9. The system of claim 8, wherein the depth adjustment system is configured to command the row cleaner to remove a portion of dry top soil.

10. The system of claim 9, wherein depth adjustment system is configured to command the row cleaner to remove a portion of dry top soil to create a furrow top below a soil surface.

11. The system of claim 10, wherein a bottom of the furrow is maintained at a set depth relative to the top of the furrow.

12. The system of claim 11, wherein the bottom of the furrow is lowered relative to the soil surface height when the row cleaner depth is increased.

13. The system of claim 7, wherein the depth adjustment system adjusts supplemental downforce applied to the row cleaner.

14. A row unit comprising: (a) an adjustable row cleaner comprising an actuator;(b) a moisture sensor; and(c) a controller in communication with moisture sensor and the actuator,wherein the moisture sensor is constructed and arranged to send a signal to the controller regarding soil moisture level, and wherein the controller sends an output signal to the adjustable row cleaner corresponding to the soil moisture level.

15. The row unit of claim 14, wherein output signal increases adjustable row cleaner depth when the soil moisture level is less than optimal.

16. The row unit of claim 15, wherein output signal decreases the depth of the adjustable row cleaner when the soil moisture level is more than optimal.

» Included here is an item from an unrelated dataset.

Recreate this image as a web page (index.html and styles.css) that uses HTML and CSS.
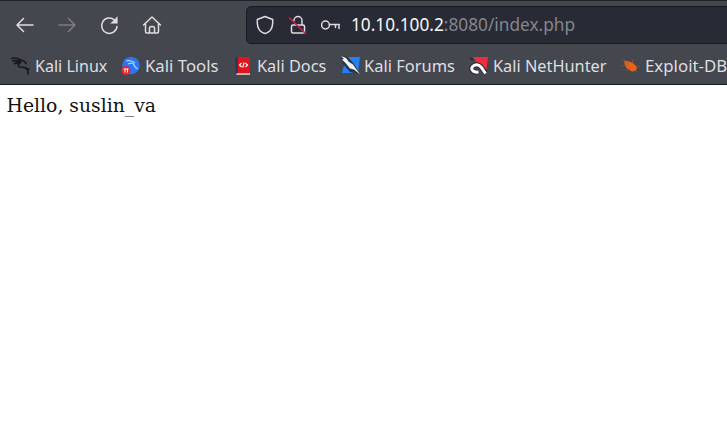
FILE: index.html
```html
<!DOCTYPE html>
<html lang="en">
<head>
<meta charset="utf-8">
<title>index.php</title>
<link rel="stylesheet" href="styles.css">
</head>
<body>
<header class="chrome">
  <div class="toolbar">
    <nav class="nav">
      <svg class="icon" viewBox="0 0 20 20"><path d="M18 10H2M8.500 3.500L2 10l6.500 6.500"/></svg>
      <svg class="icon disabled" viewBox="0 0 20 20"><path d="M2 10h16M11.500 3.500L18 10l-6.500 6.500"/></svg>
      <svg class="icon" viewBox="0 0 20 20"><path d="M15.500 5A7.700 7.700 0 1 0 18 11.500"/><path class="solid" d="M18.300 2v6.300H12z"/></svg>
      <svg class="icon shifted" viewBox="0 0 20 20"><path d="M1.500 10L10 2l8.500 8M3.500 8.500v8.300q0 1.200 1.200 1.200h10.600q1.200 0 1.200-1.200V8.500M7.500 18v-5q0-1.500 2.500-1.500t2.500 1.500v5"/></svg>
    </nav>
    <div class="urlbar">
      <svg class="icon" viewBox="0 0 20 20"><path d="M10 1.500l7.700 3q.5 8-3 11.500Q12.500 18 10 18.600 7.500 18 5.300 16q-3.500-3.500-3-11.500z"/></svg>
      <svg class="icon" viewBox="0 0 20 20"><rect x="3.500" y="10" width="13" height="8" rx="1.500"/><path d="M6 5.500a4 4 0 0 1 8 0V10"/><path class="slash" d="M1.500 3l16 15.500"/></svg>
      <svg class="icon" viewBox="0 0 20 20"><circle cx="4.500" cy="10" r="3.900"/><path d="M8.500 9.500h9.800M14.500 9.500v3M18 9.500v4"/></svg>
      <span class="url"><b>10.10.100.2</b>:8080/index.php</span>
    </div>
  </div>
  <nav class="bookmarks">
    <a class="w1"><svg class="fav" viewBox="0 0 20 20"><path class="dragon" d="M0 2.500q5-1.500 9 1l4.500 2M1 5q5-1 9 1M3 8q3-2 6-1Q5.500 9 8.500 11l5 .5q4 1.500 3.500 7M13 11.500l5.500 2M13 5l2.500 3"/></svg><span>Kali Linux</span></a>
    <a class="w2"><svg class="fav" viewBox="0 0 20 20"><circle cx="10" cy="9.500" r="8.700" fill="#2777f5"/><path class="swirl" d="M5 5q5-1.500 9 2M7 8q5-2 6 1t4 4"/><circle cx="5" cy="14.500" r="4.500" fill="#e32632"/><path d="M2.500 13h5M4 13v3.500M6.500 13v3.500" stroke="#fff"/></svg><span>Kali Tools</span></a>
    <a class="w3"><svg class="fav" viewBox="0 0 20 20"><path d="M0 1h4v17H1z" fill="#34335e"/><path d="M3 1h12v16H3z" fill="#e0141b"/><path d="M2 17h13v2H1z" fill="#c4b4b7"/><path d="M6.500 7L4.500 9l2 2M10.500 7l2 2-2 2M9.200 6.500l-1.500 5" stroke="#fff" stroke-width="1.200" fill="none"/></svg><span>Kali Docs</span></a>
    <a class="w4"><svg class="fav" viewBox="0 0 20 20"><path d="M5 1h14l-2 16H1z" fill="#2182f2"/><path d="M0 0l7 1 6 7 3 5 2 5-9-2L2 8z" fill="#2b3448"/><path d="M0 0l5 2 3 4 4 2.500 2 3 5 7-6-5-4-1-4-5-4-4 2-.5z" fill="#f6f4ee"/></svg><span>Kali Forums</span></a>
    <a class="w5"><svg class="fav" viewBox="0 0 20 20"><path d="M4 1h15l-2 15-4-3z" fill="#f12c3c"/><path class="hook-edge" d="M16.500 17L12 11Q9 7.500 5 9.500q-4 2.500-1 5.500 2 1.500 5.500 1"/><path class="hook" d="M16.500 17.500L12 11Q9 7.500 5 9.500q-4 2.500-1 5.500 2 1.500 5.500 1"/><path d="M0 1l5 2-2 2z" fill="#242832"/></svg><span>Kali NetHunter</span></a>
    <a class="w6"><svg class="fav" viewBox="0 0 20 20"><path d="M3 4.500l5 1 4 1.500 3 3 1 2.500-2 2.500-3 .5-5-3-2-3z" fill="#eb6217"/><path d="M1 4l7 4M11 3l1 5M0 10l8-1M5 15l5-3M15 10l4 .5M13 14l3 2" stroke="#a65330" stroke-width=".6"/></svg><span>Exploit-DB</span></a>
  </nav>
</header>
<main class="page">Hello, suslin_va</main>
</body>
</html>
```
FILE: styles.css
```css
* { box-sizing: border-box; }
body { margin: 0; width: 727px; height: 439px; overflow: hidden; background: #fff; }
.chrome { height: 85px; background: #44474e; border-top: 1px solid #20222b; border-bottom: 1px solid #17191f; overflow: hidden; }
.toolbar { display: flex; height: 47px; align-items: center; }
.nav { display: flex; flex: none; width: 246px; padding-left: 15px; gap: 22px; }
.icon { width: 20px; height: 20px; flex: none; fill: none; stroke: #dededf; stroke-width: 1.5; stroke-linecap: round; stroke-linejoin: round; }
.shifted { margin-left: .5px; }
.disabled { stroke: #7b7d82; }
.solid { fill: #dededf; stroke-width: .5; }
.slash { stroke: #d51e49; stroke-width: 1.6; }
.urlbar { display: flex; align-items: center; flex: none; width: 490px; height: 38px; padding-left: 8px; gap: 13px; border: 1px solid #191b23; border-radius: 5px; background: #282a35; }
.url { font: 17.25px/24px "Noto Sans", sans-serif; color: #85868c; white-space: nowrap; margin-left: -3px; }
.url b { font-weight: 400; color: #f6f6f7; }
.bookmarks { display: flex; height: 35px; padding-left: 11px; }
.bookmarks a { display: flex; align-items: center; flex: none; gap: 4px; color: #dedfe2; font: 17px/24px "Noto Sans", sans-serif; white-space: nowrap; }
.bookmarks span { transform: scaleX(.96); transform-origin: left; }
.bookmarks .w1 span { transform: scaleX(.945); }
.bookmarks .w2 span { transform: scaleX(.985); }
.bookmarks .w4 span { transform: scaleX(.968); }
.bookmarks .w6 span { transform: scaleX(.99); }
.fav { width: 20px; height: 20px; flex: none; }
.w1 { width: 110px; }
.w2 { width: 114px; }
.bookmarks .w3 { width: 106px; gap: 2px; }
.bookmarks .w4 { width: 128px; gap: 3px; }
.w5 { width: 152px; }
.w6 { width: 120px; }
.dragon { fill: none; stroke: #15171b; stroke-width: 1.6; }
.swirl { fill: none; stroke: #b9d5ff; stroke-width: 1.2; }
.hook-edge { fill: none; stroke: #262a33; stroke-width: 5; }
.hook { fill: none; stroke: #fff; stroke-width: 3; }
.page { padding: 9px 6.6px; font: 18.8px/24px "DejaVu Serif", serif; color: #111; }
```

17. The row unit of claim 16, further comprising a supplemental downforce system wherein the supplemental downforce system adjusts downforce of the row unit.

18. The row unit of claim 17, wherein the downforce of the row unit is adjusted corresponding to adjustments in row cleaner depth.

19. The row unit of claim 18, wherein the downforce of the row unit is increased when the depth of the adjustable row cleaner is increased.

20. The row unit of claim 19, wherein the downforce of the row unit is decreased when the depth of the adjustable row cleaner is decreased.